> _DATA BLOCK_:
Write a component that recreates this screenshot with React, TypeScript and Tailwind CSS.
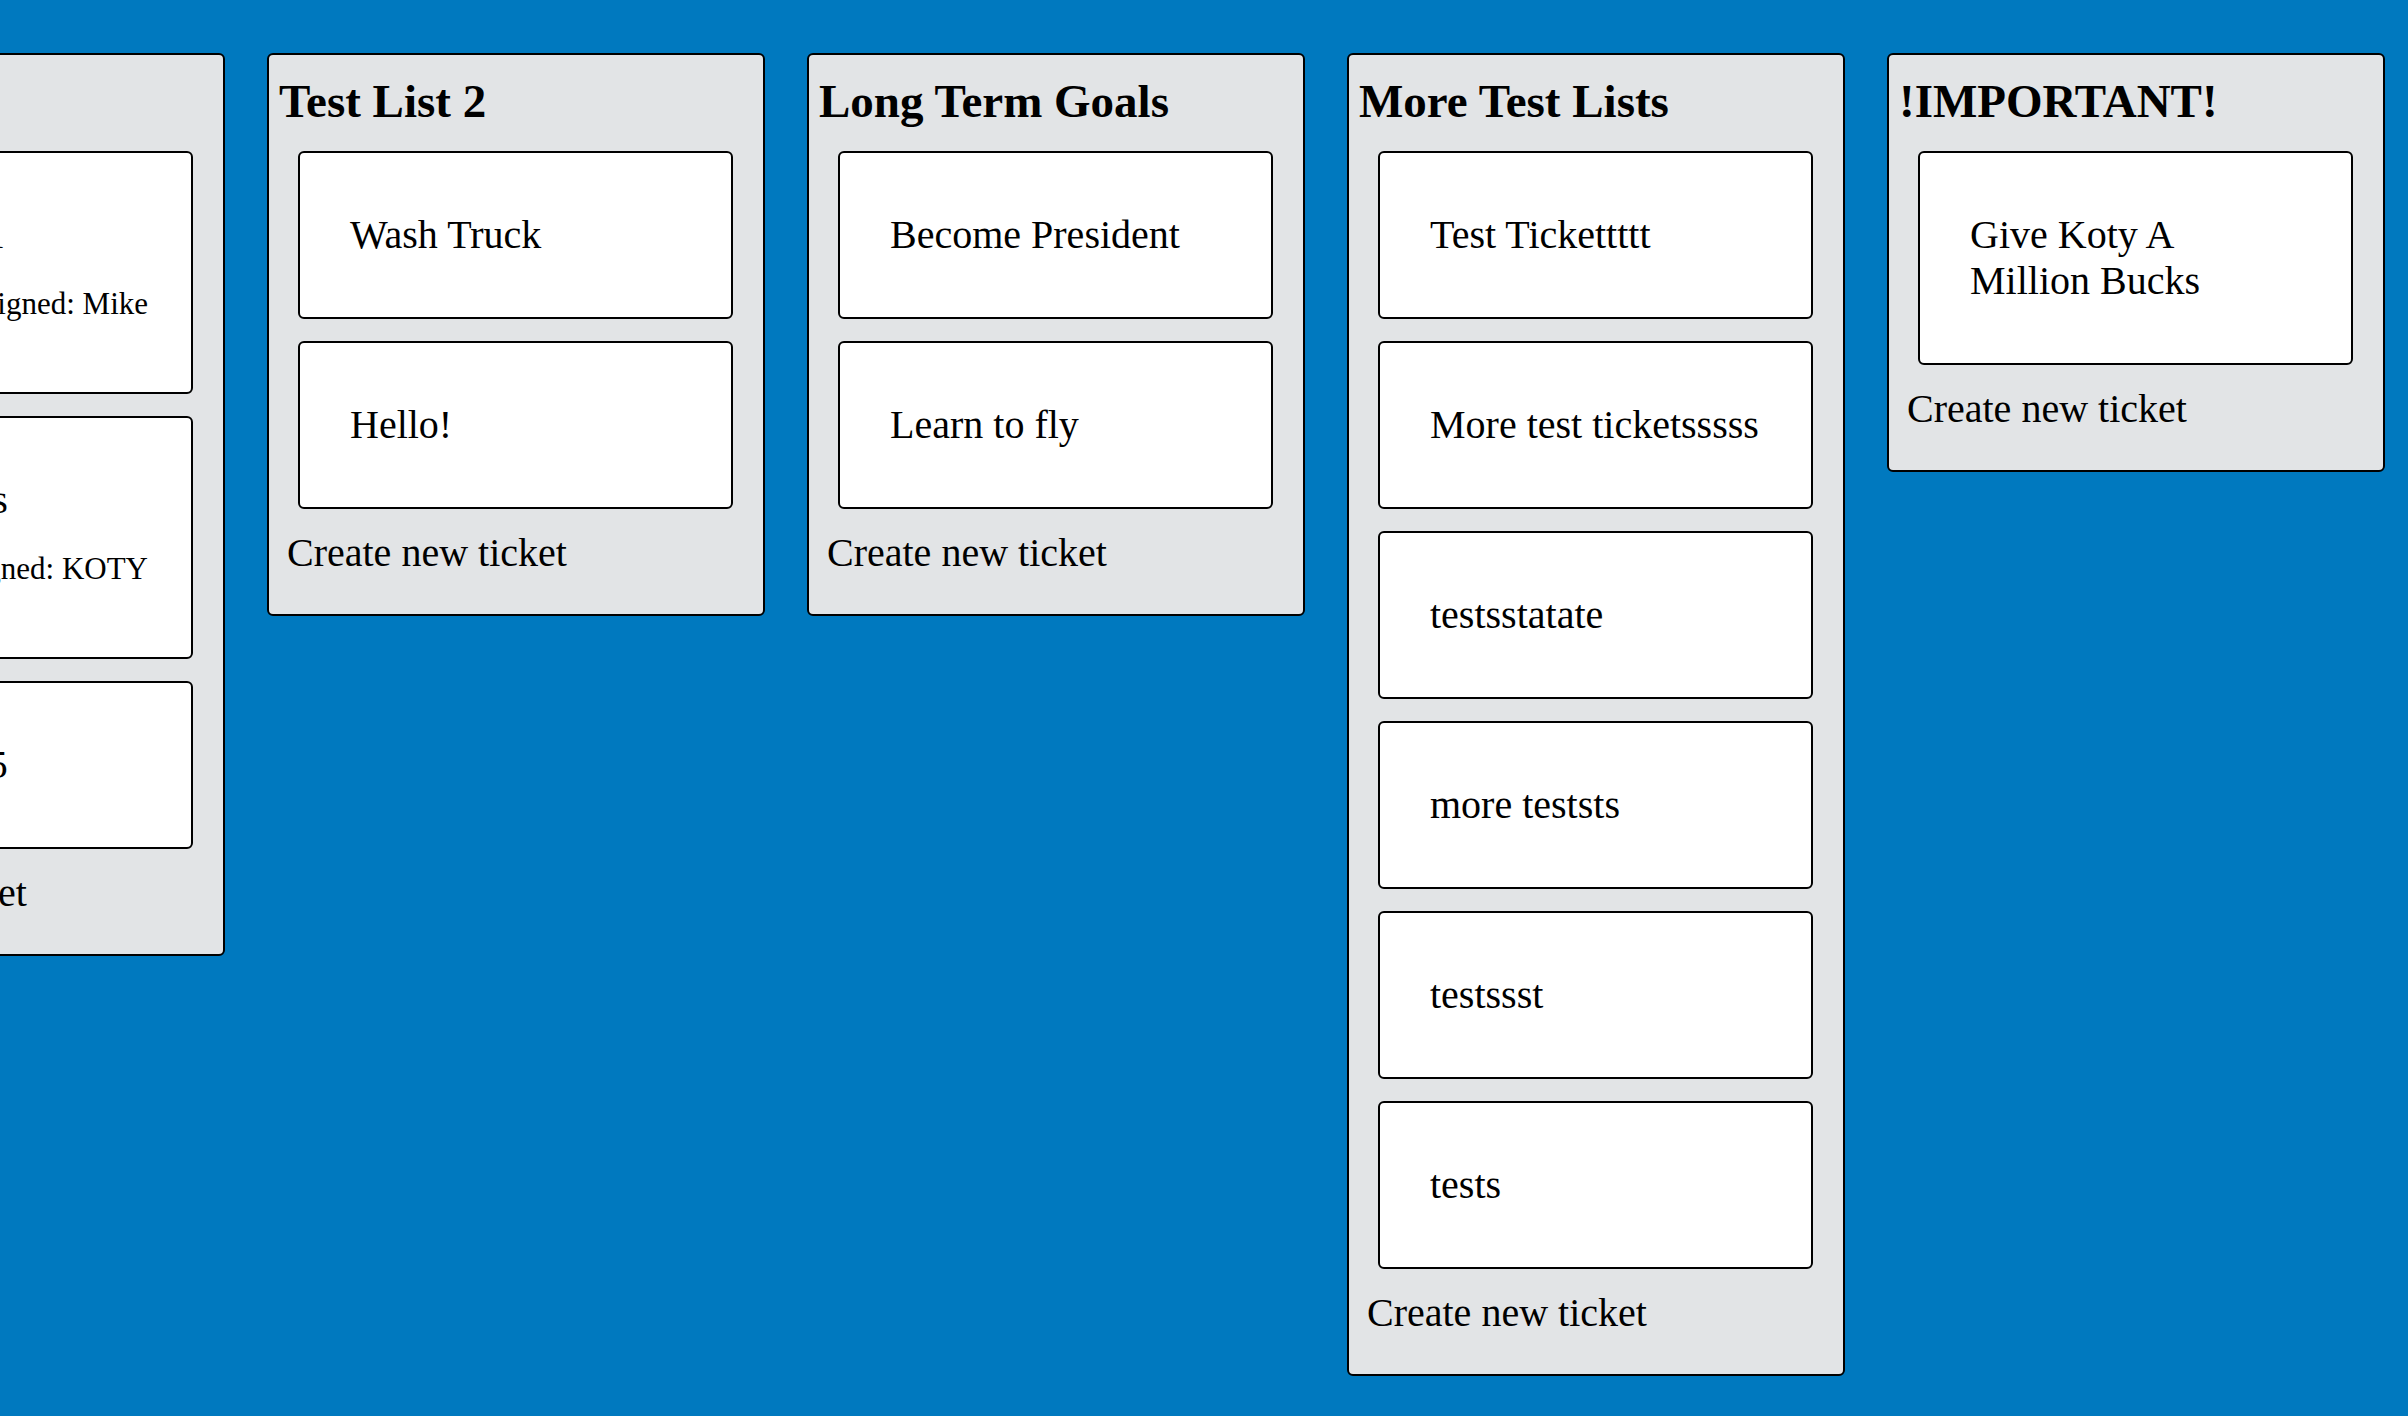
import React, { useLayoutEffect, useRef } from 'react';

type Ticket = { id: number; title: string; assignee?: string };
type TicketList = { id: number; name: string; tickets: Ticket[] };

const lists: TicketList[] = [
  {
    id: 1,
    name: 'Test List',
    tickets: [
      { id: 1, title: 'Test ticket 1', assignee: 'Mike' },
      { id: 2, title: 'Pay the bills', assignee: 'KOTY' },
      { id: 3, title: 'Deploy v1.5' },
    ],
  },
  {
    id: 2,
    name: 'Test List 2',
    tickets: [
      { id: 4, title: 'Wash Truck' },
      { id: 5, title: 'Hello!' },
    ],
  },
  {
    id: 3,
    name: 'Long Term Goals',
    tickets: [
      { id: 6, title: 'Become President' },
      { id: 7, title: 'Learn to fly' },
    ],
  },
  {
    id: 4,
    name: 'More Test Lists',
    tickets: [
      { id: 8, title: 'Test Tickettttt' },
      { id: 9, title: 'More test ticketsssss' },
      { id: 10, title: 'testsstatate' },
      { id: 11, title: 'more teststs' },
      { id: 12, title: 'testssst' },
      { id: 13, title: 'tests' },
    ],
  },
  {
    id: 5,
    name: '!IMPORTANT!',
    tickets: [{ id: 14, title: 'Give Koty A Million Bucks' }],
  },
];

export default function App() {
  const boardRef = useRef<HTMLDivElement>(null);

  // board is scrolled a bit to the right, like in the screenshot
  useLayoutEffect(() => {
    if (boardRef.current) boardRef.current.scrollLeft = 315;
  }, []);

  return (
    <div className="min-h-screen bg-[#0079bf] font-['Liberation_Serif',serif] text-black">
      <div ref={boardRef} className="overflow-x-hidden">
        <div className="flex w-max items-start gap-[42px] px-[42px] pt-[53px] pb-[20px]">
          {lists.map((list) => (
            <div
              key={list.id}
              className="w-[498px] shrink-0 rounded-[6px] border-2 border-black bg-[#e2e4e6] px-[10px] pt-[19px] pb-[38px]"
            >
              <h2 className="mb-[22px] text-[47px] font-bold leading-[55px]">{list.name}</h2>

              {/* Tickets */}
              <div className="flex flex-col gap-[22px]">
                {list.tickets.map((ticket) => (
                  <div
                    key={ticket.id}
                    className="ml-[19px] w-[435px] rounded-[6px] border-2 border-black bg-white py-[59px] pl-[50px] pr-[50px]"
                  >
                    <p className="text-[40px] leading-[46px]">{ticket.title}</p>
                    {ticket.assignee && (
                      <p className="mt-[29px] mb-[12px] -mr-[7px] text-right text-[31px] leading-[34px]">
                        Assigned: {ticket.assignee}
                      </p>
                    )}
                  </div>
                ))}
              </div>

              <div className="mt-[21px] ml-[8px] cursor-pointer text-[40px] leading-[46px]">Create new ticket</div>
            </div>
          ))}
        </div>
      </div>
    </div>
  );
}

> _BRIEF_: Omit any images, then output the listing exactly.

> _SOLUTION TO THE PROBLEM_:
Write a component that recreates this screenshot with React, TypeScript and Tailwind CSS.
import React, { useLayoutEffect, useRef } from 'react';

type Ticket = { id: number; title: string; assignee?: string };
type TicketList = { id: number; name: string; tickets: Ticket[] };

const lists: TicketList[] = [
  {
    id: 1,
    name: 'Test List',
    tickets: [
      { id: 1, title: 'Test ticket 1', assignee: 'Mike' },
      { id: 2, title: 'Pay the bills', assignee: 'KOTY' },
      { id: 3, title: 'Deploy v1.5' },
    ],
  },
  {
    id: 2,
    name: 'Test List 2',
    tickets: [
      { id: 4, title: 'Wash Truck' },
      { id: 5, title: 'Hello!' },
    ],
  },
  {
    id: 3,
    name: 'Long Term Goals',
    tickets: [
      { id: 6, title: 'Become President' },
      { id: 7, title: 'Learn to fly' },
    ],
  },
  {
    id: 4,
    name: 'More Test Lists',
    tickets: [
      { id: 8, title: 'Test Tickettttt' },
      { id: 9, title: 'More test ticketsssss' },
      { id: 10, title: 'testsstatate' },
      { id: 11, title: 'more teststs' },
      { id: 12, title: 'testssst' },
      { id: 13, title: 'tests' },
    ],
  },
  {
    id: 5,
    name: '!IMPORTANT!',
    tickets: [{ id: 14, title: 'Give Koty A Million Bucks' }],
  },
];

export default function App() {
  const boardRef = useRef<HTMLDivElement>(null);

  // board is scrolled a bit to the right, like in the screenshot
  useLayoutEffect(() => {
    if (boardRef.current) boardRef.current.scrollLeft = 315;
  }, []);

  return (
    <div className="min-h-screen bg-[#0079bf] font-['Liberation_Serif',serif] text-black">
      <div ref={boardRef} className="overflow-x-hidden">
        <div className="flex w-max items-start gap-[42px] px-[42px] pt-[53px] pb-[20px]">
          {lists.map((list) => (
            <div
              key={list.id}
              className="w-[498px] shrink-0 rounded-[6px] border-2 border-black bg-[#e2e4e6] px-[10px] pt-[19px] pb-[38px]"
            >
              <h2 className="mb-[22px] text-[47px] font-bold leading-[55px]">{list.name}</h2>

              {/* Tickets */}
              <div className="flex flex-col gap-[22px]">
                {list.tickets.map((ticket) => (
                  <div
                    key={ticket.id}
                    className="ml-[19px] w-[435px] rounded-[6px] border-2 border-black bg-white py-[59px] pl-[50px] pr-[50px]"
                  >
                    <p className="text-[40px] leading-[46px]">{ticket.title}</p>
                    {ticket.assignee && (
                      <p className="mt-[29px] mb-[12px] -mr-[7px] text-right text-[31px] leading-[34px]">
                        Assigned: {ticket.assignee}
                      </p>
                    )}
                  </div>
                ))}
              </div>

              <div className="mt-[21px] ml-[8px] cursor-pointer text-[40px] leading-[46px]">Create new ticket</div>
            </div>
          ))}
        </div>
      </div>
    </div>
  );
}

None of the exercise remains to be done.